Collective effects in the collapse-revival phenomenon and squeezing in the Dicke model

Abstract

Resonant interaction of a collection of two-level atoms with a single-mode coherent cavity field is considered in the framework of the Dicke model. We focus on the role of collective atomic effects in the phenomenon of collapses and revivals of the Rabi oscillations. It is shown that the behavior of the system strongly depends on the initial atomic state. In the case of the initial half-excited Dicke state we account for a number of interesting phenomena. The correlations between the atoms result in a suppression of the revival amplitude, and the revival time is halved, compared to the uncorrelated fully excited and ground states. The phenomenon of squeezing of the radiation field in the atom-field interaction is also discussed.
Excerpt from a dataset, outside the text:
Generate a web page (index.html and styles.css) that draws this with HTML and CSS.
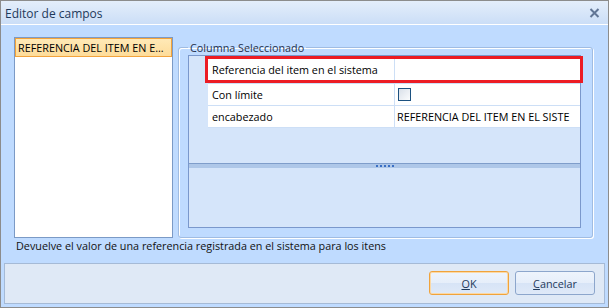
FILE: index.html
```html
<!DOCTYPE html>
<html lang="es">

<head>
    <meta charset="UTF-8">
    <meta name="viewport" content="width=device-width, initial-scale=1.0">
    <title>Editor de campos</title>
    <link rel="stylesheet" href="styles.css">
</head>

<body>
    <div class="window">
        <div class="titlebar">
            <span class="title">Editor de campos</span>
            <svg class="close" width="11" height="10" viewBox="0 0 11 10">
                <path d="M1.5 1 L9.5 9 M9.5 1 L1.5 9" stroke="#627695" stroke-width="2" fill="none" />
            </svg>
        </div>

        <div class="content">
            <div class="main">
                <!-- Lista de columnas -->
                <div class="column-list">
                    <div class="column-item selected">REFERENCIA DEL ITEM EN E...</div>
                </div>

                <!-- Propiedades de la columna -->
                <fieldset class="group">
                    <legend>Columna Seleccionado</legend>
                    <div class="prop-grid">
                        <div class="props">
                            <div class="prop-row first">
                                <div class="prop-name">Referencia del item en el sistema</div>
                                <div class="prop-value"></div>
                                <span class="mark"></span>
                            </div>
                            <div class="prop-row">
                                <div class="prop-name">Con límite</div>
                                <div class="prop-value"><span class="checkbox"></span></div>
                            </div>
                            <div class="prop-row">
                                <div class="prop-name">encabezado</div>
                                <div class="prop-value">REFERENCIA DEL ITEM EN EL SISTE</div>
                            </div>
                        </div>
                        <div class="splitter"><span class="grip"></span></div>
                        <div class="description"></div>
                    </div>
                </fieldset>
            </div>

            <p class="status">Devuelve el valor de una referencia registrada en el sistema para los itens</p>

            <div class="footer">
                <button class="btn default"><u>O</u>K</button>
                <button class="btn"><u>C</u>ancelar</button>
            </div>
        </div>
    </div>
</body>

</html>
```

FILE: styles.css
```css
body {
    margin: 0;
    padding: 0;
    font-family: "Open Sans", "Noto Sans", sans-serif;
    font-size: 10.8px;
    color: #000;
    background-color: #fff;
}

.window {
    width: 609px;
    height: 308px;
    box-sizing: border-box;
    border: 1px solid #8c8c8c;
    background-color: #bfdbff;
    display: flex;
    flex-direction: column;
}

.titlebar {
    height: 24px;
    box-sizing: border-box;
    border-bottom: 1px solid #fff;
    background: linear-gradient(#e4eefb, #cbdef7);
    display: flex;
    align-items: center;
    justify-content: space-between;
    padding: 1px 8px 0 4px;
}

.title {
    font-size: 12px;
    color: #1e395b;
}

.close {
    display: block;
}

.content {
    flex: 1;
    display: flex;
    flex-direction: column;
}

.main {
    display: flex;
    align-items: flex-start;
    gap: 5px;
    margin: 12px 0 0 13px;
    height: 201px;
}

/* Lista de la izquierda */
.column-list {
    width: 159px;
    height: 201px;
    box-sizing: border-box;
    border: 1px solid #7b9ac6;
    background-color: #fff;
}

.column-item {
    height: 19px;
    line-height: 17px;
    padding: 0 2px;
    white-space: nowrap;
    overflow: hidden;
    box-sizing: border-box;
}

.column-item.selected {
    border: 1px solid #f2a33c;
    background: linear-gradient(#ffe9b6, #fddc9a);
}

/* Grupo */
.group {
    width: 415px;
    height: 198px;
    box-sizing: border-box;
    margin: 3px 0 0 0;
    padding: 0 11px 9px 9px;
    border: 1px solid #a0bce2;
    border-radius: 3px;
    box-shadow: inset 1px 1px 0 #fff, 1px 1px 0 #fff;
    min-width: 0;
}

.group legend {
    line-height: 15px;
    padding: 0 2px;
    color: #1e2f4a;
}

.prop-grid {
    height: 173px;
    box-sizing: border-box;
    border: 1px solid #7a98cc;
    background-color: #d5e5fa;
    display: flex;
    flex-direction: column;
}

.props {
    height: 107px;
    padding-left: 19px;
}

.prop-row {
    position: relative;
    display: flex;
    height: 22px;
    box-sizing: border-box;
    border-bottom: 1px solid #cddff6;
    background-color: #fff;
}

.prop-row.first {
    height: 28px;
}

.prop-name {
    width: 187px;
    border-right: 1px solid #cddff6;
    padding-left: 4px;
    box-sizing: border-box;
    display: flex;
    align-items: center;
}

.prop-value {
    flex: 1;
    padding-left: 2px;
    display: flex;
    align-items: center;
    white-space: nowrap;
    overflow: hidden;
}

/* Recuadro rojo sobre la primera fila */
.mark {
    position: absolute;
    left: -3px;
    top: 0;
    right: -3px;
    bottom: 0;
    border: 3px solid #ec1c24;
}

.checkbox {
    width: 13px;
    height: 13px;
    box-sizing: border-box;
    margin-left: 1px;
    border: 1px solid #1c5180;
    background: linear-gradient(135deg, #d9e0e9, #fbfcfd);
}

.splitter {
    height: 5px;
    box-sizing: border-box;
    border-top: 1px solid #7f9dca;
    background-color: #aec7e8;
    display: flex;
    justify-content: flex-end;
    padding-right: 186px;
}

.grip {
    width: 18px;
    height: 2px;
    margin-top: 1px;
    background: repeating-linear-gradient(90deg, #3a6fc4 0 2px, transparent 2px 4px);
}

.description {
    flex: 1;
    background-color: #d5e5fa;
}

.status {
    margin: 0 0 0 15px;
    line-height: 16px;
    height: 16px;
    color: #111;
}

.footer {
    margin: 9px 3px 3px 3px;
    height: 41px;
    box-sizing: border-box;
    border: 1px solid #a5bad6;
    background-color: #dfe9f6;
    display: flex;
    justify-content: flex-end;
    align-items: flex-start;
    gap: 6px;
    padding: 7px 9px 0 0;
}

.btn {
    width: 80px;
    height: 24px;
    border: 1px solid #8ca6cc;
    border-radius: 3px;
    background: linear-gradient(#eef4fc 0%, #e6eefa 50%, #d7e4f6 51%, #dfe9f8 100%);
    font-family: "Open Sans", "Noto Sans", sans-serif;
    font-size: 10.8px;
    color: #1e395b;
    padding: 0;
    cursor: pointer;
}

.btn.default {
    border-color: #f0a33c;
    box-shadow: inset 0 0 0 1px #fbd9a6;
}
```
For the initial fully excited and ground atomic states, the field is squeezed on the short-time scale, and squeezing can be enhanced by increasing the number of atoms. Some empirical formulas are found which describe the behavior of the system in excellent agreement with numerical results. For the half-excited Dicke state, the field can be strongly squeezed on the long-time scale in the case of two atoms. This kind of squeezing is enhanced by increasing the intensity of the initial coherent field and is of the same nature as revival-time squeezing in the Jaynes-Cummings model. The appearance of this long-time squeezing can be explained using the factorization approximation for semiclassical atomic states.